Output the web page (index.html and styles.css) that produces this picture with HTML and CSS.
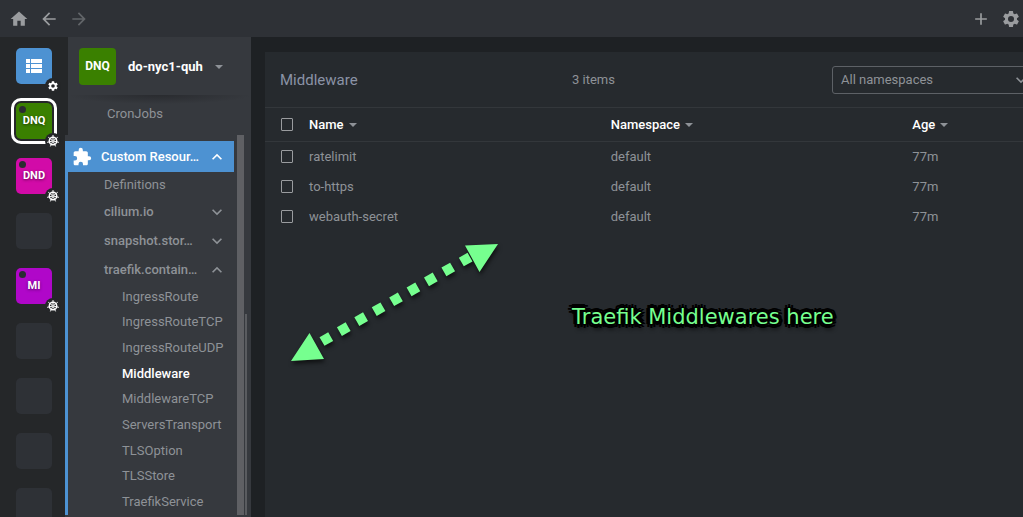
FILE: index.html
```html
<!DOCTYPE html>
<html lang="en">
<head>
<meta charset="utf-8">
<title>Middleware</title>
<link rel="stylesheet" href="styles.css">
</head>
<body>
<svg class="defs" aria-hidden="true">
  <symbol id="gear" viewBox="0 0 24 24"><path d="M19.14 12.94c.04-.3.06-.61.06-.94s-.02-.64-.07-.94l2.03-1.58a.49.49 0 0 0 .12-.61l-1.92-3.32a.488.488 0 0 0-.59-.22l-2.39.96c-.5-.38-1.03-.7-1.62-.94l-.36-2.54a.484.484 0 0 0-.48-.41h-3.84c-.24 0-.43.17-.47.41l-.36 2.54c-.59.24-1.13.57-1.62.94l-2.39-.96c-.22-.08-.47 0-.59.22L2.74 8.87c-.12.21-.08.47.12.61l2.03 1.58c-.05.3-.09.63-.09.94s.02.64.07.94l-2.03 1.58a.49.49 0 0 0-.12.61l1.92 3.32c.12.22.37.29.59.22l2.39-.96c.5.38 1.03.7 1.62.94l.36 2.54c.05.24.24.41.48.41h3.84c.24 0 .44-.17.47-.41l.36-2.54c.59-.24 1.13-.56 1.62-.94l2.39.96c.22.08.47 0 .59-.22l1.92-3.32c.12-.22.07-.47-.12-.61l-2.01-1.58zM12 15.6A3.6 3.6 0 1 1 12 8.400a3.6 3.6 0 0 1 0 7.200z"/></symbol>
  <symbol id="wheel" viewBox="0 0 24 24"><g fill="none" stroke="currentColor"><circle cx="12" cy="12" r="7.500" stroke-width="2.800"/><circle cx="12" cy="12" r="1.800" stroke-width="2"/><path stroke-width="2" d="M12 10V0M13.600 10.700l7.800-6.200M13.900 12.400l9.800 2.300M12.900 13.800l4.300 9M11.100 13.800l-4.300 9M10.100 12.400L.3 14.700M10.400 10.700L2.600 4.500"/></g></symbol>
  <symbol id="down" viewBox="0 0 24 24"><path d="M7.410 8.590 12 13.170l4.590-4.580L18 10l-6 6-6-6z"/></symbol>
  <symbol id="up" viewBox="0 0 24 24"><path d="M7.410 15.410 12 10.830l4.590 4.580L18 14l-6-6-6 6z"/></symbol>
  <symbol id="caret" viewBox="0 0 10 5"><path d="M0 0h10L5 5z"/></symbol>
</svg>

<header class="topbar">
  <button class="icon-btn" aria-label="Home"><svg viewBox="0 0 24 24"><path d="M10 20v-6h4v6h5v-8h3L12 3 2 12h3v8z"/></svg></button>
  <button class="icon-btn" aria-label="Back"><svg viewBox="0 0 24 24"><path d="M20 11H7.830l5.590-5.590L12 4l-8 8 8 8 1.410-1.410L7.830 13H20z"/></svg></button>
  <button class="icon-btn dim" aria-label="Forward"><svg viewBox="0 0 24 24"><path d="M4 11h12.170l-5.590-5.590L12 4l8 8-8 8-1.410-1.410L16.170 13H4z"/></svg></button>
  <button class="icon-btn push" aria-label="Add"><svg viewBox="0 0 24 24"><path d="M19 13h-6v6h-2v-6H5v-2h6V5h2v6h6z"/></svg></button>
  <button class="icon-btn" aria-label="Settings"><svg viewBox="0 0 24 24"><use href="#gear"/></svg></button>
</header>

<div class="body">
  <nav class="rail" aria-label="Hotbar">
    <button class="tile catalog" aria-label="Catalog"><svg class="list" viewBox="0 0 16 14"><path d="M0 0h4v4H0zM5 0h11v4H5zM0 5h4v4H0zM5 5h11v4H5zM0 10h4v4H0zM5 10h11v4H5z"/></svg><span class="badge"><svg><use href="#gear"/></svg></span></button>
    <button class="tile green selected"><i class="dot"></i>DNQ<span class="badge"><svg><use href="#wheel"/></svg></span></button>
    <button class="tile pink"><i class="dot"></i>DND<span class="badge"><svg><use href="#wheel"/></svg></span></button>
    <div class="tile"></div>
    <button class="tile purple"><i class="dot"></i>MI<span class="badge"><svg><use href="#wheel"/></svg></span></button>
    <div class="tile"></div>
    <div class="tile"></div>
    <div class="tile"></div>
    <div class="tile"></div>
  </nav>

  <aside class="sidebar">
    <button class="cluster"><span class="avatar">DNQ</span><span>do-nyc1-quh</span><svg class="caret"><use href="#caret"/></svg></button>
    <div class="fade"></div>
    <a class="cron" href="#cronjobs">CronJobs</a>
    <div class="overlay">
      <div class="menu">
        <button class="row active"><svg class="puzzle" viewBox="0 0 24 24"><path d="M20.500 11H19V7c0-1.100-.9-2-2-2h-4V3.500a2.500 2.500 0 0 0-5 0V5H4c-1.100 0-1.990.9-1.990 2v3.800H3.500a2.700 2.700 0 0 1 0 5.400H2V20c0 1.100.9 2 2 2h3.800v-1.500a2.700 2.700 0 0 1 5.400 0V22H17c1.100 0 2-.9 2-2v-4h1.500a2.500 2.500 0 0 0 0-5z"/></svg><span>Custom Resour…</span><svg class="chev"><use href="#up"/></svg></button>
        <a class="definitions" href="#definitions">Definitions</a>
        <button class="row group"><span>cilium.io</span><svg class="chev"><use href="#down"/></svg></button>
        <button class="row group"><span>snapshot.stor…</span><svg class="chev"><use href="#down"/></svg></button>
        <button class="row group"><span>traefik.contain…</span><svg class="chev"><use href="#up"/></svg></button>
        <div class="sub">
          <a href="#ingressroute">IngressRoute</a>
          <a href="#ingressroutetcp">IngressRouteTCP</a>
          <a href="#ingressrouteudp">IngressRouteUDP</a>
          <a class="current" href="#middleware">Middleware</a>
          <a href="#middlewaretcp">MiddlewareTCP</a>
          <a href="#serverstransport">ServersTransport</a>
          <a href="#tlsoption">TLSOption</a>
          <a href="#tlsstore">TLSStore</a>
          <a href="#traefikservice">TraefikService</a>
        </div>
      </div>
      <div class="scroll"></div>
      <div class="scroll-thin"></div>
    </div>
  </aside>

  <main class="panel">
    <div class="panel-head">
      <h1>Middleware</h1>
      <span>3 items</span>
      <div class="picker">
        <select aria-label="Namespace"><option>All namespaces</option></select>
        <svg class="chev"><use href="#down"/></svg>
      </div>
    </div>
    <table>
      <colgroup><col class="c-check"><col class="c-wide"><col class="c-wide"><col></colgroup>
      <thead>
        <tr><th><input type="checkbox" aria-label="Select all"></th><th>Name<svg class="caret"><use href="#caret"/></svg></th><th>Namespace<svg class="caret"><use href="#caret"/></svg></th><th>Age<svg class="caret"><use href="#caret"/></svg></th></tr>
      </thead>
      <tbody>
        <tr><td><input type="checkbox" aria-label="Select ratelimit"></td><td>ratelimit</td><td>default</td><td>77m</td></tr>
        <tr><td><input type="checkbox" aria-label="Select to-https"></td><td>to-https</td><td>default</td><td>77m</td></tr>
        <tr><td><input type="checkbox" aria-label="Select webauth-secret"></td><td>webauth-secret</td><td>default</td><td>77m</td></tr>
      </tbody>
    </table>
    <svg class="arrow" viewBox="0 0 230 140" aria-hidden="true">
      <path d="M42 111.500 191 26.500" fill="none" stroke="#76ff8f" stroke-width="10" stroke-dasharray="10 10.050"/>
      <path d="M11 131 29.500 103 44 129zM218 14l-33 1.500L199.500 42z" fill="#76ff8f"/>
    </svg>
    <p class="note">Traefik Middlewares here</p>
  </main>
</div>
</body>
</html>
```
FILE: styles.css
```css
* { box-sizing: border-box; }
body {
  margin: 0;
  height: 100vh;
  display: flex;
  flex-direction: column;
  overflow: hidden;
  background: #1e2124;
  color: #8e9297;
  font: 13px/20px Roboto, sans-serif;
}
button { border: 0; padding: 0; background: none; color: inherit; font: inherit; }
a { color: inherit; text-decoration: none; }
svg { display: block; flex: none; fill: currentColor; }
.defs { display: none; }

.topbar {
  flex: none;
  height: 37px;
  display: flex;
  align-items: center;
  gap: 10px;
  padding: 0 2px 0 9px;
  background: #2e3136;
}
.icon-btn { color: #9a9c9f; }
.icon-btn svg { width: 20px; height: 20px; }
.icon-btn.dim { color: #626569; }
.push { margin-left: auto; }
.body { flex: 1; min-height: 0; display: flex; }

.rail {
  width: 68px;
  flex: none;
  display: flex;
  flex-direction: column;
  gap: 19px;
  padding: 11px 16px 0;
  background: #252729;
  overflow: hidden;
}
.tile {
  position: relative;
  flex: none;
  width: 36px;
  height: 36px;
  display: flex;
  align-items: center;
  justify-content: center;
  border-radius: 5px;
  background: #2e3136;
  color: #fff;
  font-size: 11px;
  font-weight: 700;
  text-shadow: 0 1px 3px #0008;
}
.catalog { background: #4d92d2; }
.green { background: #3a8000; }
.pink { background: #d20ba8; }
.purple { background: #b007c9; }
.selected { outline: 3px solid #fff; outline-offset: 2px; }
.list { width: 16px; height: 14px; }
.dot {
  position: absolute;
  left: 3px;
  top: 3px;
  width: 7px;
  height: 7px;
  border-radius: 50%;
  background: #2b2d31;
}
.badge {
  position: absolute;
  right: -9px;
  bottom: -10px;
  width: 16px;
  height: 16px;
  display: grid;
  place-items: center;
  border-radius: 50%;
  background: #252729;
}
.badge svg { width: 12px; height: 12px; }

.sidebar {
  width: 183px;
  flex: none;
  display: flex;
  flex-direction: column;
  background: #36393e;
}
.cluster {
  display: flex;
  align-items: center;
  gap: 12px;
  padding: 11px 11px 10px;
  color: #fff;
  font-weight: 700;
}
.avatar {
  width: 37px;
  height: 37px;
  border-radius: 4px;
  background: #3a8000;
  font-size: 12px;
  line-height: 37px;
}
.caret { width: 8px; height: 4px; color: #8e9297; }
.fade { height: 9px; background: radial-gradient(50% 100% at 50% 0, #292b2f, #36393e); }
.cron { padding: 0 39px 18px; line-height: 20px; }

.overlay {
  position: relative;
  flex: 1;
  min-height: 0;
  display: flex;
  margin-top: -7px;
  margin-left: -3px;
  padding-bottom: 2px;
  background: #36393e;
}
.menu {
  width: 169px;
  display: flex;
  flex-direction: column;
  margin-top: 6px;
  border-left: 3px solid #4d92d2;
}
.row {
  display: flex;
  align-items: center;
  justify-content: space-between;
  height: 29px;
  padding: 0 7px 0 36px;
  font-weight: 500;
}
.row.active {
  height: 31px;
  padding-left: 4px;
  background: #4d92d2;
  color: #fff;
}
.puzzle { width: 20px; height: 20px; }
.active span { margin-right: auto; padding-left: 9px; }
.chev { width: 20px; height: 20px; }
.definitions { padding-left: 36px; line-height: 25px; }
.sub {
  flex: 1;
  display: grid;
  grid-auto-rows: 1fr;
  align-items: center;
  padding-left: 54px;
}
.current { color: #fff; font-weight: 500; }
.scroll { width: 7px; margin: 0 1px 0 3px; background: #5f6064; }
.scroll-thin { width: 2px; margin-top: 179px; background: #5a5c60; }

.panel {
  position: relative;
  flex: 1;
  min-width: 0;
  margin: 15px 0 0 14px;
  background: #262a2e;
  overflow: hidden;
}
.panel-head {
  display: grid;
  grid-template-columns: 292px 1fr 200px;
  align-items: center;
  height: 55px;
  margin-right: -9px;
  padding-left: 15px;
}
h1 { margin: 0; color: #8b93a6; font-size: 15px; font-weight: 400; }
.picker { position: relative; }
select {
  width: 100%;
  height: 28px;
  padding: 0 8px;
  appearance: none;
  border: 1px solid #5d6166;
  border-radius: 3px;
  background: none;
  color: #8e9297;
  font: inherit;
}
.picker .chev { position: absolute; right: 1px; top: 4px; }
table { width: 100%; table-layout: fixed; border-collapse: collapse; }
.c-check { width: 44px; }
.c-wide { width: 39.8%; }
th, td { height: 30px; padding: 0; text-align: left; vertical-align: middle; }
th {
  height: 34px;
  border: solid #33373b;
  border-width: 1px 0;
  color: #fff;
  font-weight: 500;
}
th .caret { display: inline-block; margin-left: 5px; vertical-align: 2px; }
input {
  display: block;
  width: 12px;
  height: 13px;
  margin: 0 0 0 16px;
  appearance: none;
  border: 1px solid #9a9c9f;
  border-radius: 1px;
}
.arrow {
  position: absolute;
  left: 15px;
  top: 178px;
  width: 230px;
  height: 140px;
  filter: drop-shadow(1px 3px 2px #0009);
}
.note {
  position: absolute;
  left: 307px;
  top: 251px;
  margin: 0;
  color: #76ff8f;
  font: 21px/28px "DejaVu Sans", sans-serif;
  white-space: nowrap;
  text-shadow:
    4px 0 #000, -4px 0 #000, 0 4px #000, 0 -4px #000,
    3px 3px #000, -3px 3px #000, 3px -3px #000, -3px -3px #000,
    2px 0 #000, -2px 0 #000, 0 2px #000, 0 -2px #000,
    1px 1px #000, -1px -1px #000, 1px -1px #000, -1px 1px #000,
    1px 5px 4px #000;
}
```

Exercise aim = Copy every single line of the material above that holds "index".

Finished answer =
Output the web page (index.html and styles.css) that produces this picture with HTML and CSS.
FILE: index.html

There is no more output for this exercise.